** START MATERIAL PROVIDED **
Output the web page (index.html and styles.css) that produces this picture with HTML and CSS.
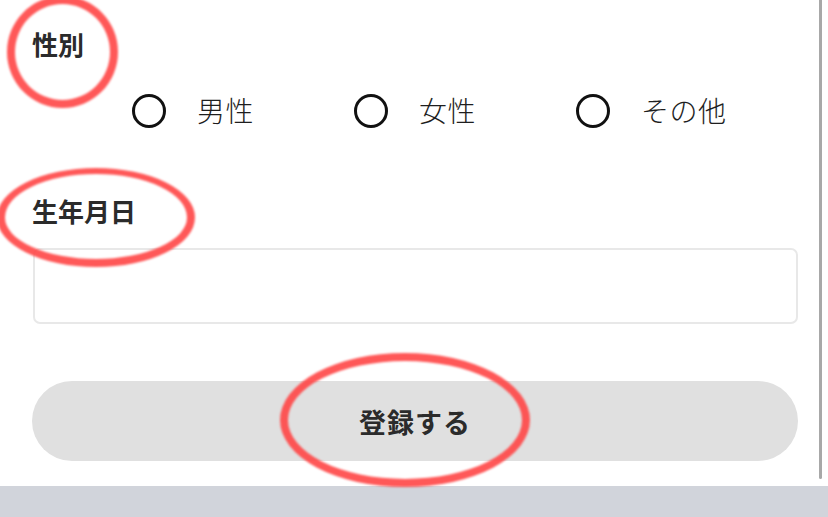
FILE: index.html
```html
<!DOCTYPE html>
<html lang="ja">
<head>
    <meta charset="UTF-8">
    <meta name="viewport" content="width=device-width, initial-scale=1.0">
    <title>会員登録</title>
    <link rel="stylesheet" href="styles.css">
</head>
<body>

<div class="screen">
    <div class="sheet">
        <!-- 登録フォーム -->
        <form class="form">
            <div class="label label-gender">性別</div>
            <div class="radio-group">
                <label class="radio"><span class="radio-mark"></span><span class="radio-text">男性</span></label>
                <label class="radio"><span class="radio-mark"></span><span class="radio-text">女性</span></label>
                <label class="radio"><span class="radio-mark"></span><span class="radio-text">その他</span></label>
            </div>

            <div class="label label-birth">生年月日</div>
            <input class="text-input" type="text">

            <button class="submit-button" type="button">登録する</button>
        </form>
        <div class="scrollbar"></div>
    </div>
    <div class="bottom-band"></div>

    <!-- 注釈マーク -->
    <span class="mark mark-gender"></span>
    <span class="mark mark-birth"></span>
    <span class="mark mark-submit"></span>
</div>

</body>
</html>
```

FILE: styles.css
```css
/* 全体 */
body {
    margin: 0;
    padding: 0;
    background: #ffffff;
    font-family: "Noto Sans CJK JP", "Noto Sans", sans-serif;
    color: #333333;
    overflow: hidden;
}

.screen {
    position: relative;
    width: 828px;
    height: 517px;
    display: flex;
    flex-direction: column;
}

.sheet {
    display: flex;
    height: 486px;
}

/* フォーム */
.form {
    flex: 1;
    padding: 27px 21px 0 32px;
    display: flex;
    flex-direction: column;
}

.label {
    font-size: 26px;
    font-weight: 700;
    line-height: 34px;
    color: #2b2b2b;
}

.radio-group {
    display: flex;
    margin: 30px 0 0 100px;
    height: 40px;
}

.radio {
    width: 222px;
    display: flex;
    align-items: center;
}

.radio-mark {
    width: 28px;
    height: 28px;
    border: 3.5px solid #111111;
    border-radius: 50%;
    margin-right: 31px;
}

.radio-text {
    font-size: 28px;
    font-weight: 300;
    color: #1e1e1e;
    letter-spacing: 0.5px;
    margin-top: -3px;
}

.label-birth {
    margin-top: 63px;
}

.text-input {
    margin-top: 20px;
    margin-left: 1px;
    height: 76px;
    box-sizing: border-box;
    border: 2px solid #e8e8e8;
    border-radius: 7px;
    background: #ffffff;
}

.submit-button {
    margin-top: 57px;
    height: 80px;
    border: none;
    border-radius: 40px;
    background-color: #e0e0e0;
    font-family: inherit;
    font-size: 27px;
    font-weight: 700;
    color: #2b2b2b;
    letter-spacing: 1px;
}

/* スクロールバー */
.scrollbar {
    width: 7px;
    height: 479px;
    margin-right: 6px;
    background: #a8a8a8;
    border-radius: 0 0 4px 4px;
}

.bottom-band {
    flex: 1;
    background: #d1d4db;
}

/* 赤丸の注釈 */
.mark {
    position: absolute;
    box-sizing: border-box;
    border: 8px solid rgba(255, 70, 70, 0.9);
    border-radius: 50%;
    filter: blur(0.8px);
}

.mark-gender {
    left: 7px;
    top: -4px;
    width: 111px;
    height: 112px;
}

.mark-birth {
    left: -3px;
    top: 168px;
    width: 198px;
    height: 99px;
    border-top-width: 6px;
}

.mark-submit {
    left: 280px;
    top: 353px;
    width: 250px;
    height: 134px;
}
```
** END MATERIAL PROVIDED **
WHAT IS NEEDED ->
The data should be printed again unchanged; leave its pictures out.

RESPONSE TO THIS EXERCISE ->
Output the web page (index.html and styles.css) that produces this picture with HTML and CSS.
FILE: index.html
```html
<!DOCTYPE html>
<html lang="ja">
<head>
    <meta charset="UTF-8">
    <meta name="viewport" content="width=device-width, initial-scale=1.0">
    <title>会員登録</title>
    <link rel="stylesheet" href="styles.css">
</head>
<body>

<div class="screen">
    <div class="sheet">
        <!-- 登録フォーム -->
        <form class="form">
            <div class="label label-gender">性別</div>
            <div class="radio-group">
                <label class="radio"><span class="radio-mark"></span><span class="radio-text">男性</span></label>
                <label class="radio"><span class="radio-mark"></span><span class="radio-text">女性</span></label>
                <label class="radio"><span class="radio-mark"></span><span class="radio-text">その他</span></label>
            </div>

            <div class="label label-birth">生年月日</div>
            <input class="text-input" type="text">

            <button class="submit-button" type="button">登録する</button>
        </form>
        <div class="scrollbar"></div>
    </div>
    <div class="bottom-band"></div>

    <!-- 注釈マーク -->
    <span class="mark mark-gender"></span>
    <span class="mark mark-birth"></span>
    <span class="mark mark-submit"></span>
</div>

</body>
</html>
```

FILE: styles.css
```css
/* 全体 */
body {
    margin: 0;
    padding: 0;
    background: #ffffff;
    font-family: "Noto Sans CJK JP", "Noto Sans", sans-serif;
    color: #333333;
    overflow: hidden;
}

.screen {
    position: relative;
    width: 828px;
    height: 517px;
    display: flex;
    flex-direction: column;
}

.sheet {
    display: flex;
    height: 486px;
}

/* フォーム */
.form {
    flex: 1;
    padding: 27px 21px 0 32px;
    display: flex;
    flex-direction: column;
}

.label {
    font-size: 26px;
    font-weight: 700;
    line-height: 34px;
    color: #2b2b2b;
}

.radio-group {
    display: flex;
    margin: 30px 0 0 100px;
    height: 40px;
}

.radio {
    width: 222px;
    display: flex;
    align-items: center;
}

.radio-mark {
    width: 28px;
    height: 28px;
    border: 3.5px solid #111111;
    border-radius: 50%;
    margin-right: 31px;
}

.radio-text {
    font-size: 28px;
    font-weight: 300;
    color: #1e1e1e;
    letter-spacing: 0.5px;
    margin-top: -3px;
}

.label-birth {
    margin-top: 63px;
}

.text-input {
    margin-top: 20px;
    margin-left: 1px;
    height: 76px;
    box-sizing: border-box;
    border: 2px solid #e8e8e8;
    border-radius: 7px;
    background: #ffffff;
}

.submit-button {
    margin-top: 57px;
    height: 80px;
    border: none;
    border-radius: 40px;
    background-color: #e0e0e0;
    font-family: inherit;
    font-size: 27px;
    font-weight: 700;
    color: #2b2b2b;
    letter-spacing: 1px;
}

/* スクロールバー */
.scrollbar {
    width: 7px;
    height: 479px;
    margin-right: 6px;
    background: #a8a8a8;
    border-radius: 0 0 4px 4px;
}

.bottom-band {
    flex: 1;
    background: #d1d4db;
}

/* 赤丸の注釈 */
.mark {
    position: absolute;
    box-sizing: border-box;
    border: 8px solid rgba(255, 70, 70, 0.9);
    border-radius: 50%;
    filter: blur(0.8px);
}

.mark-gender {
    left: 7px;
    top: -4px;
    width: 111px;
    height: 112px;
}

.mark-birth {
    left: -3px;
    top: 168px;
    width: 198px;
    height: 99px;
    border-top-width: 6px;
}

.mark-submit {
    left: 280px;
    top: 353px;
    width: 250px;
    height: 134px;
}
```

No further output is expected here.